-- START Material for this exercise --

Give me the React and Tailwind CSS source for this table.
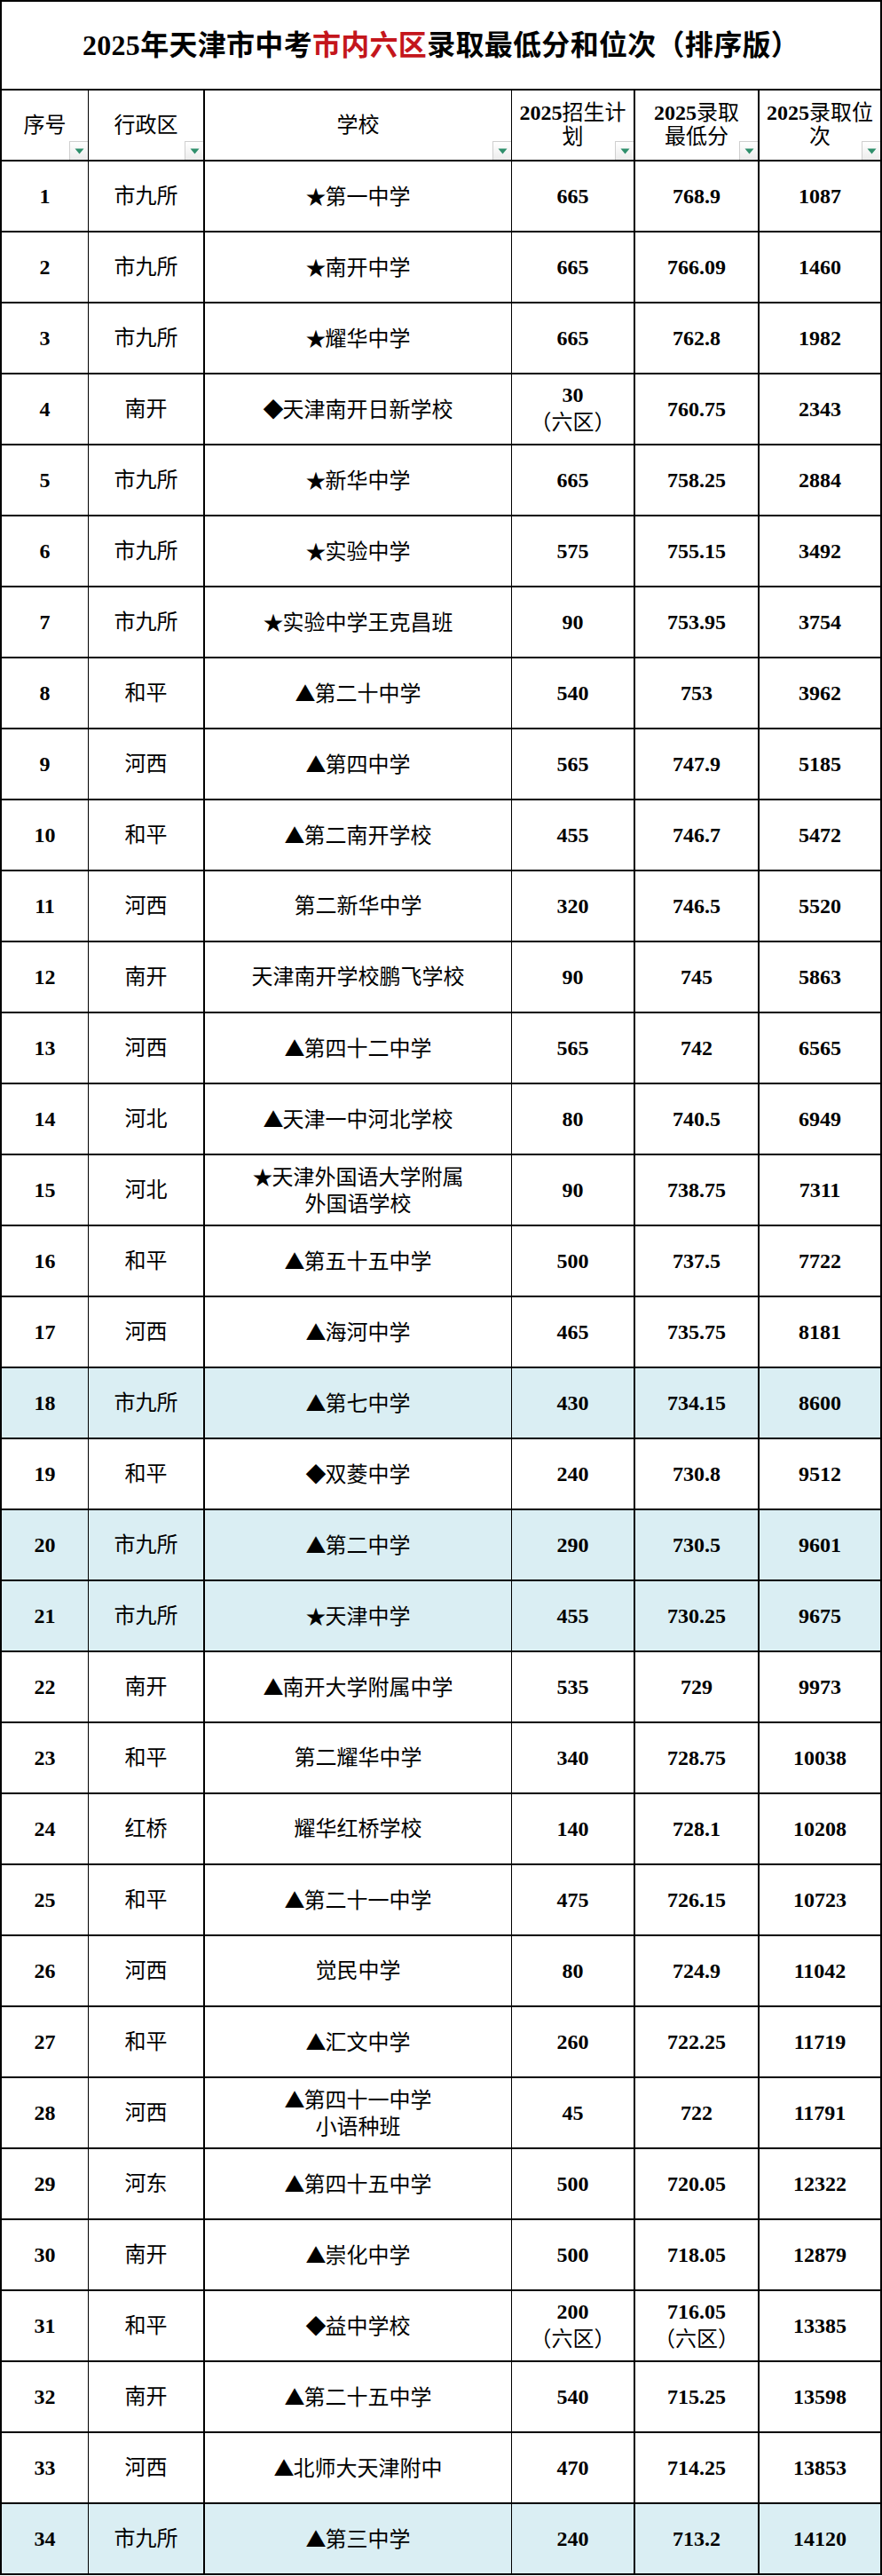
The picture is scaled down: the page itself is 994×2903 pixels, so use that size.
import React from "react";

const rows = [
  [1, "市九所", "★第一中学", "665", "768.9", "1087"],
  [2, "市九所", "★南开中学", "665", "766.09", "1460"],
  [3, "市九所", "★耀华中学", "665", "762.8", "1982"],
  [4, "南开", "◆天津南开日新学校", ["30", "（六区）"], "760.75", "2343"],
  [5, "市九所", "★新华中学", "665", "758.25", "2884"],
  [6, "市九所", "★实验中学", "575", "755.15", "3492"],
  [7, "市九所", "★实验中学王克昌班", "90", "753.95", "3754"],
  [8, "和平", "▲第二十中学", "540", "753", "3962"],
  [9, "河西", "▲第四中学", "565", "747.9", "5185"],
  [10, "和平", "▲第二南开学校", "455", "746.7", "5472"],
  [11, "河西", "第二新华中学", "320", "746.5", "5520"],
  [12, "南开", "天津南开学校鹏飞学校", "90", "745", "5863"],
  [13, "河西", "▲第四十二中学", "565", "742", "6565"],
  [14, "河北", "▲天津一中河北学校", "80", "740.5", "6949"],
  [15, "河北", ["★天津外国语大学附属", "外国语学校"], "90", "738.75", "7311"],
  [16, "和平", "▲第五十五中学", "500", "737.5", "7722"],
  [17, "河西", "▲海河中学", "465", "735.75", "8181"],
  [18, "市九所", "▲第七中学", "430", "734.15", "8600", true],
  [19, "和平", "◆双菱中学", "240", "730.8", "9512"],
  [20, "市九所", "▲第二中学", "290", "730.5", "9601", true],
  [21, "市九所", "★天津中学", "455", "730.25", "9675", true],
  [22, "南开", "▲南开大学附属中学", "535", "729", "9973"],
  [23, "和平", "第二耀华中学", "340", "728.75", "10038"],
  [24, "红桥", "耀华红桥学校", "140", "728.1", "10208"],
  [25, "和平", "▲第二十一中学", "475", "726.15", "10723"],
  [26, "河西", "觉民中学", "80", "724.9", "11042"],
  [27, "和平", "▲汇文中学", "260", "722.25", "11719"],
  [28, "河西", ["▲第四十一中学", "小语种班"], "45", "722", "11791"],
  [29, "河东", "▲第四十五中学", "500", "720.05", "12322"],
  [30, "南开", "▲崇化中学", "500", "718.05", "12879"],
  [31, "和平", "◆益中学校", ["200", "（六区）"], ["716.05", "（六区）"], "13385"],
  [32, "南开", "▲第二十五中学", "540", "715.25", "13598"],
  [33, "河西", "▲北师大天津附中", "470", "714.25", "13853"],
  [34, "市九所", "▲第三中学", "240", "713.2", "14120", true],
];

const colBorders = [
  "border-r border-b-2",
  "border-r-2 border-b-2",
  "border-r border-b-2",
  "border-r-2 border-b-2",
  "border-r-2 border-b-2",
  "border-r-2 border-b-2",
];

function Filter() {
  return (
    <div className="absolute right-0 bottom-0 w-[21px] h-[21px] border-l border-t border-[#cfcfcf] bg-gradient-to-b from-white to-[#ececec] flex items-center justify-center">
      <svg width="11" height="7" viewBox="0 0 11 7">
        <path d="M0.5 0.5 L10.5 0.5 L5.5 6.5 Z" fill="#2f8f6c" />
      </svg>
    </div>
  );
}

function Num({ v }) {
  if (Array.isArray(v)) {
    return (
      <div className="flex flex-col items-center leading-[31px]">
        <span className="font-bold">{v[0]}</span>
        <span className="font-normal">{v[1]}</span>
      </div>
    );
  }
  return <span className="font-bold">{v}</span>;
}

const SYMS = "★▲◆";

function Line({ t }) {
  if (SYMS.includes(t[0])) {
    return (
      <span>
        <span
          className="inline-block text-[23px] -mr-[1px]"
          style={{ fontFamily: '"Noto Sans CJK SC", sans-serif' }}
        >
          {t[0]}
        </span>
        {t.slice(1)}
      </span>
    );
  }
  return <span>{t}</span>;
}

function School({ v }) {
  if (Array.isArray(v)) {
    return (
      <div className="flex flex-col items-center leading-[30px]">
        <Line t={v[0]} />
        <Line t={v[1]} />
      </div>
    );
  }
  return <Line t={v} />;
}

export default function App() {
  const font = {
    fontFamily: '"Liberation Serif", "Noto Sans CJK SC", serif',
  };
  const headers = [
    <span>序号</span>,
    <span>行政区</span>,
    <span>学校</span>,
    <span>
      <b>2025</b>招生计
      <br />划
    </span>,
    <span>
      <b>2025</b>录取
      <br />
      最低分
    </span>,
    <span>
      <b>2025</b>录取位
      <br />次
    </span>,
  ];
  return (
    <div className="bg-white w-[994px]" style={font}>
      <div className="w-[994px] border-l-2 border-t-2 border-black grid grid-cols-[98px_131px_346px_139px_140px_138px] text-black">
        <div className="col-span-6 h-[100px] border-r-2 border-b-2 border-black flex items-center justify-center text-[32px] font-bold tracking-[0.3px]">
          <span>
            2025年天津市中考<span className="text-[#c4161c]">市内六区</span>录取最低分和位次（排序版）
          </span>
        </div>
        {headers.map((h, i) => (
          <div
            key={"h" + i}
            className={`relative h-[80px] ${colBorders[i]} border-black flex items-center justify-center text-center text-[24px] leading-[27px]`}
          >
            {h}
            <Filter />
          </div>
        ))}
        {rows.map((r) => {
          const hl = r[6] ? "bg-[#daeef3]" : "bg-white";
          const cells = [
            <span className="font-bold">{r[0]}</span>,
            <span>{r[1]}</span>,
            <School v={r[2]} />,
            <Num v={r[3]} />,
            <Num v={r[4]} />,
            <Num v={r[5]} />,
          ];
          return cells.map((c, i) => (
            <div
              key={r[0] + "-" + i}
              className={`h-[80px] ${colBorders[i]} border-black ${hl} flex items-center justify-center text-center text-[24px]`}
            >
              {c}
            </div>
          ));
        })}
      </div>
    </div>
  );
}
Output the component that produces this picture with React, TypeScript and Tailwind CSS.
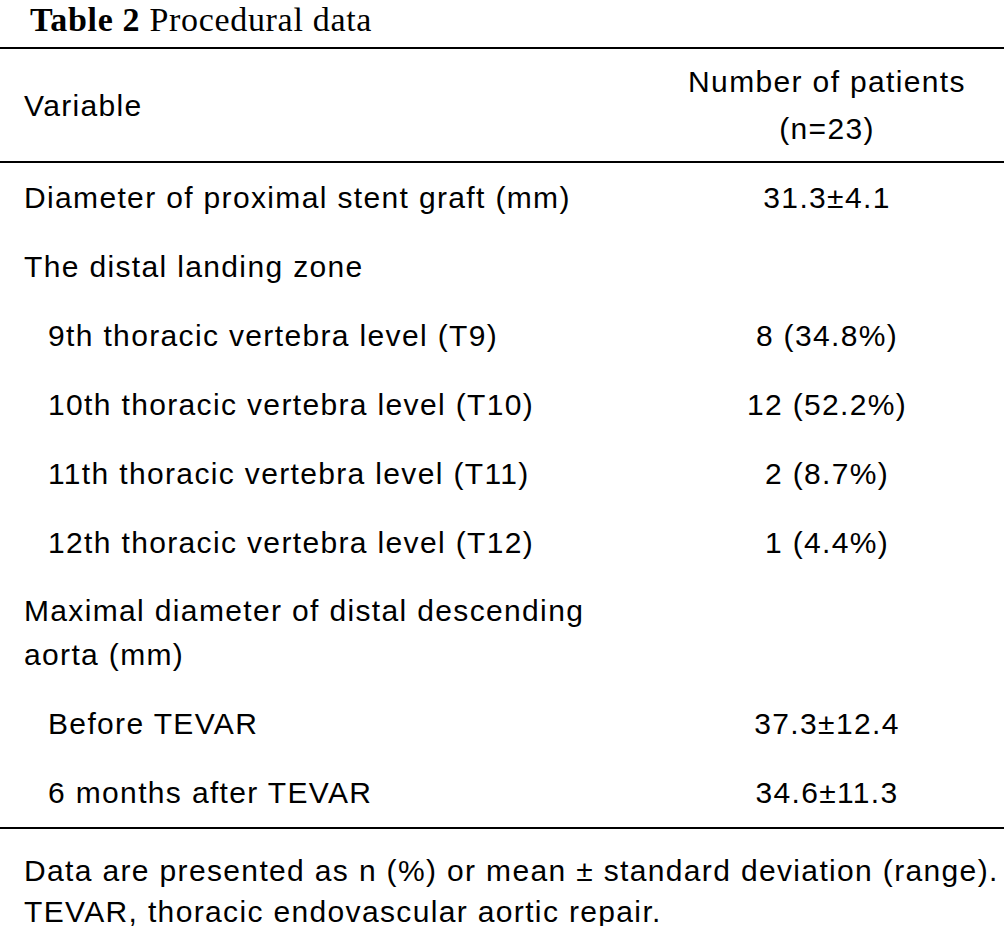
import React from "react"

type Row = {
  label: React.ReactNode
  value?: string
  indent?: boolean
  tall?: boolean
}

const rows: Row[] = [
  { label: "Diameter of proximal stent graft (mm)", value: "31.3±4.1" },
  { label: "The distal landing zone" },
  { label: "9th thoracic vertebra level (T9)", value: "8 (34.8%)", indent: true },
  { label: "10th thoracic vertebra level (T10)", value: "12 (52.2%)", indent: true },
  { label: "11th thoracic vertebra level (T11)", value: "2 (8.7%)", indent: true },
  { label: "12th thoracic vertebra level (T12)", value: "1 (4.4%)", indent: true },
  {
    label: (
      <>
        Maximal diameter of distal descending
        <br />
        aorta (mm)
      </>
    ),
    tall: true,
  },
  { label: "Before TEVAR", value: "37.3±12.4", indent: true },
  { label: "6 months after TEVAR", value: "34.6±11.3", indent: true },
]

export default function App() {
  return (
    <div className="min-h-screen w-[1004px] bg-white text-black">
      {/* Caption */}
      <div className="h-[47px] pl-[30px] pt-[3px] font-['Liberation_Serif',serif] text-[34px] leading-[34px] tracking-[0.02em]">
        <span className="font-bold">Table 2</span> Procedural data
      </div>

      <div className="font-['Liberation_Sans',Arial,sans-serif] text-[30px] tracking-[0.045em]">
        {/* Header */}
        <div className="flex h-[116px] items-center border-y-2 border-black">
          <div className="w-[650px] pl-6">Variable</div>
          <div className="flex-1 text-center leading-[47px]">
            Number of patients
            <br />
            (n=23)
          </div>
        </div>

        {/* Body */}
        <div className="border-b-2 border-black">
          {rows.map((row, i) => (
            <div
              key={i}
              className={`flex items-center ${row.tall ? "h-[112px] leading-[44px]" : "h-[69px]"}`}
            >
              <div className={`w-[650px] ${row.indent ? "pl-12" : "pl-6"}`}>{row.label}</div>
              <div className="flex-1 text-center">{row.value}</div>
            </div>
          ))}
        </div>

        {/* Footnote */}
        <div className="pl-6 pt-[21px] leading-[41px]">
          Data are presented as n (%) or mean ± standard deviation (range).
          <br />
          TEVAR, thoracic endovascular aortic repair.
        </div>
      </div>
    </div>
  )
}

-- END Material for this exercise --

**Set problem:** Filter for "picture". Return all lines that hold it.

**Exercise solution:**
The picture is scaled down: the page itself is 994×2903 pixels, so use that size.
Output the component that produces this picture with React, TypeScript and Tailwind CSS.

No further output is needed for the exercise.